Doch auch der ADAC hat den Rechenstift gezückt. Eine inzwischen fast schon berühmte Kalkulation des Clubs sieht so aus: Eine Windkraftanlage mit drei Megawatt-Leistung, die 2000 Stunden pro Jahr in Betrieb ist, kann genügend Energie liefern, um 1600 Elektroautos anzutreiben. Nähme man dieselbe Strommenge her, um synthetische Kraftstoffe zu produzieren, würden diese nur für 250 Fahrzeuge reichen.

Energieintensive Herstellung

Das lässt erahnen: Ganz so einfach ist die Sache mit den e-Fuels nicht. Denn die Herstellung des synthetisch nachgebauten Kraftstoffs ist sehr energieintensiv. Zunächst wird Wasser mithilfe von Strom – idealerweise aus regenerativen Quellen wie Wind oder Sonne – in Wasserstoff (H2) und Sauerstoff (O2) aufgespalten. Diesen Vorgang nennt man Elektrolyse. Anschließend erfolgt eine Anmischung des Wasserstoffs mit Kohlendioxid (CO2), das der Atmosphäre beziehungsweise Umgebungsluft entnommen wird oder, als Abfallprodukt, aus industriellen Prozessen stammt.
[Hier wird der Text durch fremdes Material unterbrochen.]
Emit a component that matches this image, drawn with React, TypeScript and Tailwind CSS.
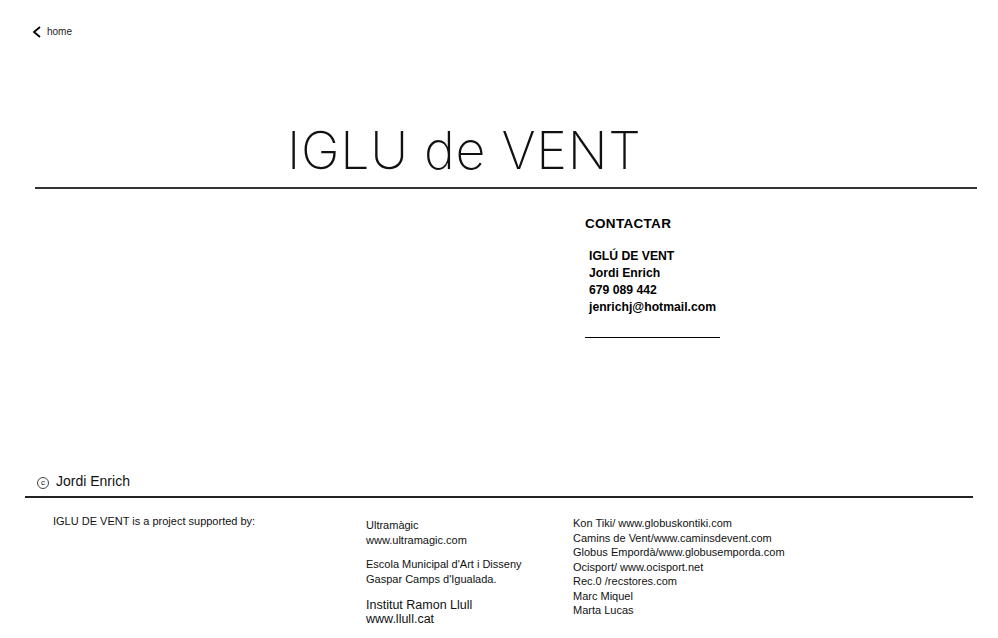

Diesen Prozess in so großem Stil zu betreiben, dass alle infrage kommenden Autos versorgt werden können, ist zumindest derzeit weit weg von der Realität. Als wichtigerer Endverbraucher wird von Fachleuten ohnedies der Schiffs-, Schwerlast- und Flugverkehr favorisiert, allesamt Bereiche, für die batterieelektrischer Antrieb eher keine Option darstellt.

Nur wenige Pilotprojekte

Aktuell werden e-Fuels erst im Rahmen einiger weniger und kleiner Pilotprojekte produziert. Auch der Energiekonzern Aramco arbeitet an zwei Demonstrationsanlagen zu Forschungszwecken, in Saudi-Arabien zusammen Enowa, einem australischen Anbieter für Strom aus erneuerbaren Energien, und im spanischen Bilbao gemeinsam mit dem Mineralölunternehmen Repsol.

Zurück zum Stellantis-Konzern: Dass der europäisch-amerikanische Konzern e-Fuels als Option testet beziehungsweise testen lässt, bedeutet nicht, dass er sich der Wende hin zur Elektromobilität verschließt. Ganz im Gegenteil: Bis 2030 sollen alle Stellantis-Marken den Ausstieg aus dem Verbrenner vollzogen haben.